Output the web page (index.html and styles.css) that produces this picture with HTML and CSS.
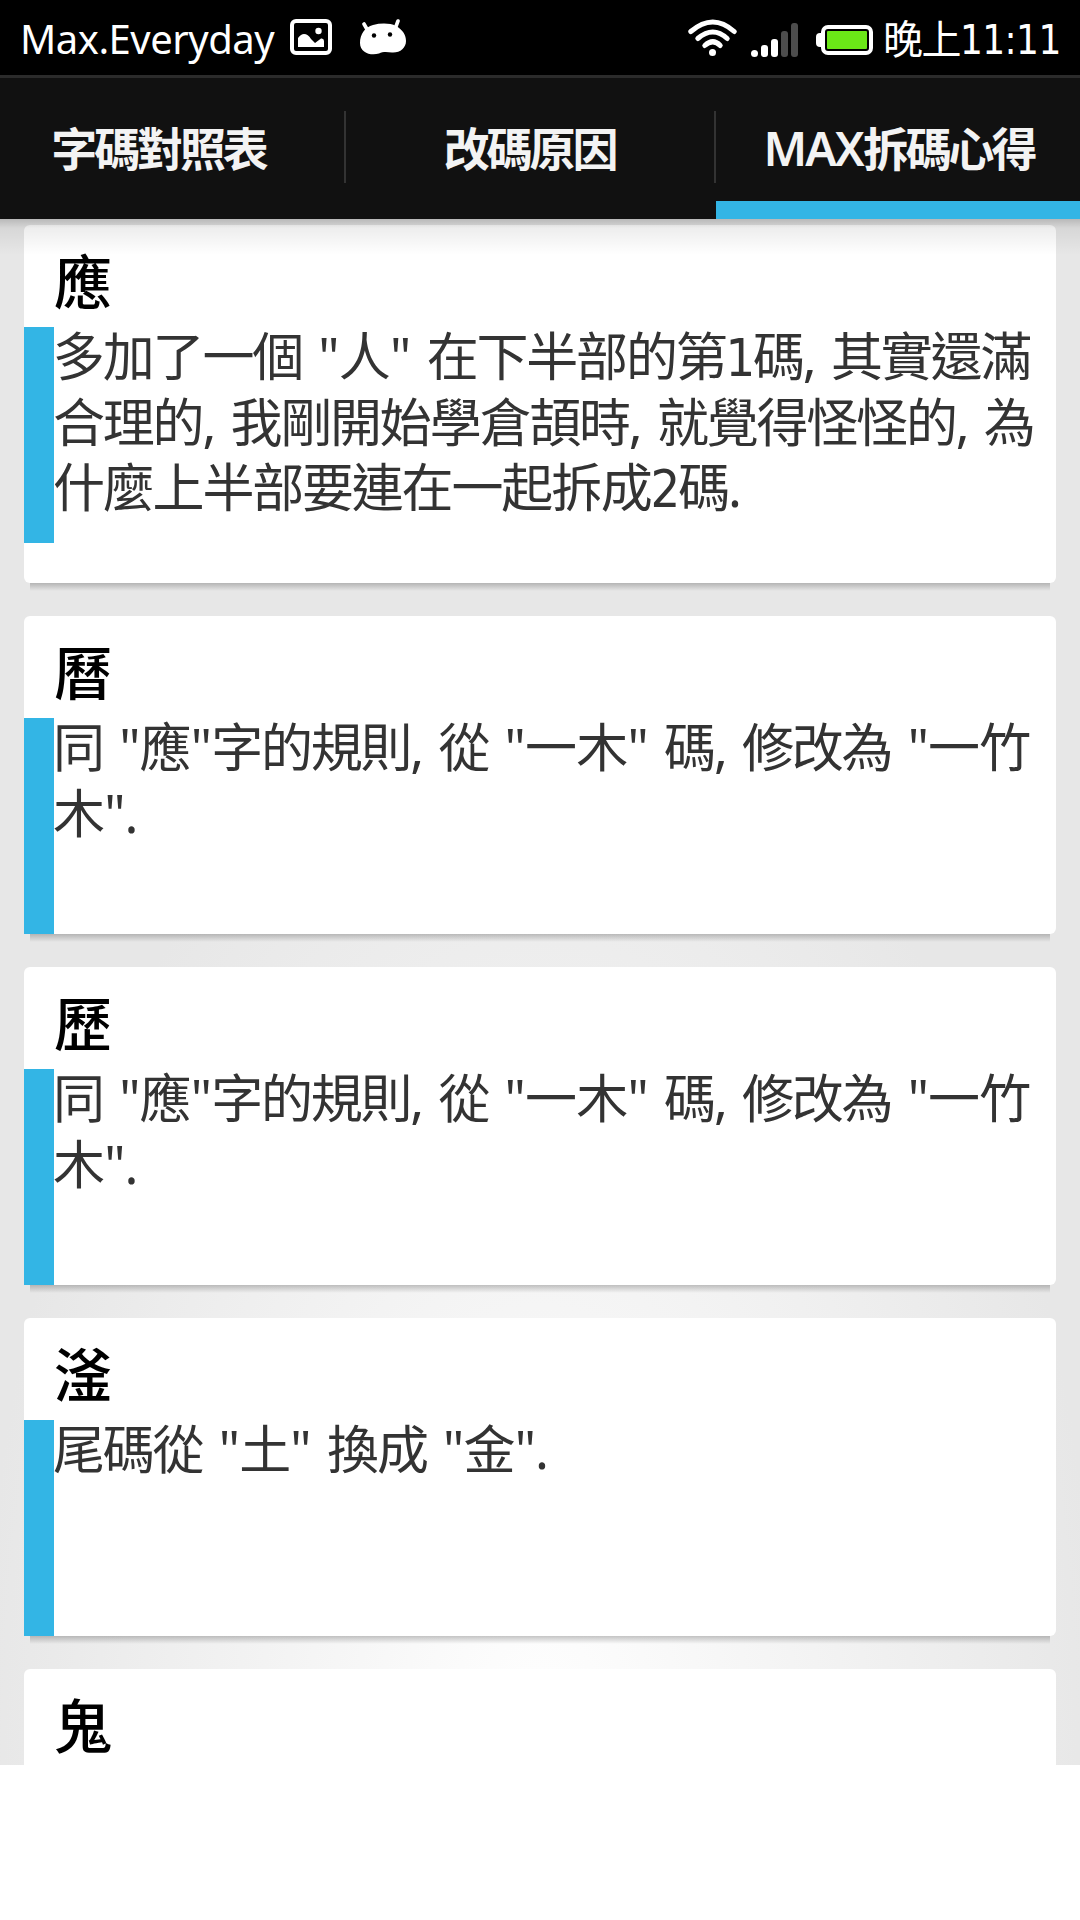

************

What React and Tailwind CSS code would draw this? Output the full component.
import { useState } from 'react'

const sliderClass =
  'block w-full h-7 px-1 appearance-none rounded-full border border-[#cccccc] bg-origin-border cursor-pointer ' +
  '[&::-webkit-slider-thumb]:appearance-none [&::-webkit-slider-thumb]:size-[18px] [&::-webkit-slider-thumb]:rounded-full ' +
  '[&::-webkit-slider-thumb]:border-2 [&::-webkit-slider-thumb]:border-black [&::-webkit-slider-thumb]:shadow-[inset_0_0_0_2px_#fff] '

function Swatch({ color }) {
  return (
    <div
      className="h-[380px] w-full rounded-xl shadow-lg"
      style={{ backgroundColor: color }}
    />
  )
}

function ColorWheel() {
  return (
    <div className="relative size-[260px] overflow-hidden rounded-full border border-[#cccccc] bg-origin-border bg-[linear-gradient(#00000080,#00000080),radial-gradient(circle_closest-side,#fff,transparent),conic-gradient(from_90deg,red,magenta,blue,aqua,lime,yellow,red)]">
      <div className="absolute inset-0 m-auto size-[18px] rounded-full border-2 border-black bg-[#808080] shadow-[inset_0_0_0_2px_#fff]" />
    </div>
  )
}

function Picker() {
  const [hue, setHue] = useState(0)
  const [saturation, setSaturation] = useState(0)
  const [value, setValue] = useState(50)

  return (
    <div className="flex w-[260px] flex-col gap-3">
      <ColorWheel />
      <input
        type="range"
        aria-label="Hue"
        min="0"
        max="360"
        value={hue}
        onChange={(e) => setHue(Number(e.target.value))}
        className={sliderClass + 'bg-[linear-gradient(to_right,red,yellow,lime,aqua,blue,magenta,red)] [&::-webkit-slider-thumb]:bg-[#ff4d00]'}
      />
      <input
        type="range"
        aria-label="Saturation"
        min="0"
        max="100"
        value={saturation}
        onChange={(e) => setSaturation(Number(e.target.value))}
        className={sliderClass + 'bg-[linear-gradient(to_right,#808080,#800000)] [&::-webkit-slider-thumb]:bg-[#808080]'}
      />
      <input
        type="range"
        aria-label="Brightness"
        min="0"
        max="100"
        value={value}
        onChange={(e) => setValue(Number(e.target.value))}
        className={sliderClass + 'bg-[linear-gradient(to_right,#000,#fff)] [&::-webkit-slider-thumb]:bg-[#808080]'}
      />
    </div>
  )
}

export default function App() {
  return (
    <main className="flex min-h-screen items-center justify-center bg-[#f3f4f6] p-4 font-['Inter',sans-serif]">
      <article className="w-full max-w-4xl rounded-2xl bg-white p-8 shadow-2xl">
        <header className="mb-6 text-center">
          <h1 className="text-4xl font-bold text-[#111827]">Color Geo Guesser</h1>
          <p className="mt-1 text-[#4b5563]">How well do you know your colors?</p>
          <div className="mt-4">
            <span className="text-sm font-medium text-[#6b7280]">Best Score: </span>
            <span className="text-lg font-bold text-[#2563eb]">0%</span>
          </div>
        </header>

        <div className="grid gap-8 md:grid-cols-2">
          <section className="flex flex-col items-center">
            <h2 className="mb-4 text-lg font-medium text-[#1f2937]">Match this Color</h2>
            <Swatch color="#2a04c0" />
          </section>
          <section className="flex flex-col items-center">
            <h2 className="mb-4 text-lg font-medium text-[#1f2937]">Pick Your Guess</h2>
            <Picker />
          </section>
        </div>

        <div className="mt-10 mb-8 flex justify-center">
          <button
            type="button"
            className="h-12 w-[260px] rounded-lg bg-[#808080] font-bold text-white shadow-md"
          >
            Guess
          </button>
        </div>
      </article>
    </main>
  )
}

************

- [What is required] Write out every line from the entries where "this" appears.

- [Expected answer]
Output the web page (index.html and styles.css) that produces this picture with HTML and CSS.
What React and Tailwind CSS code would draw this? Output the full component.
            <h2 className="mb-4 text-lg font-medium text-[#1f2937]">Match this Color</h2>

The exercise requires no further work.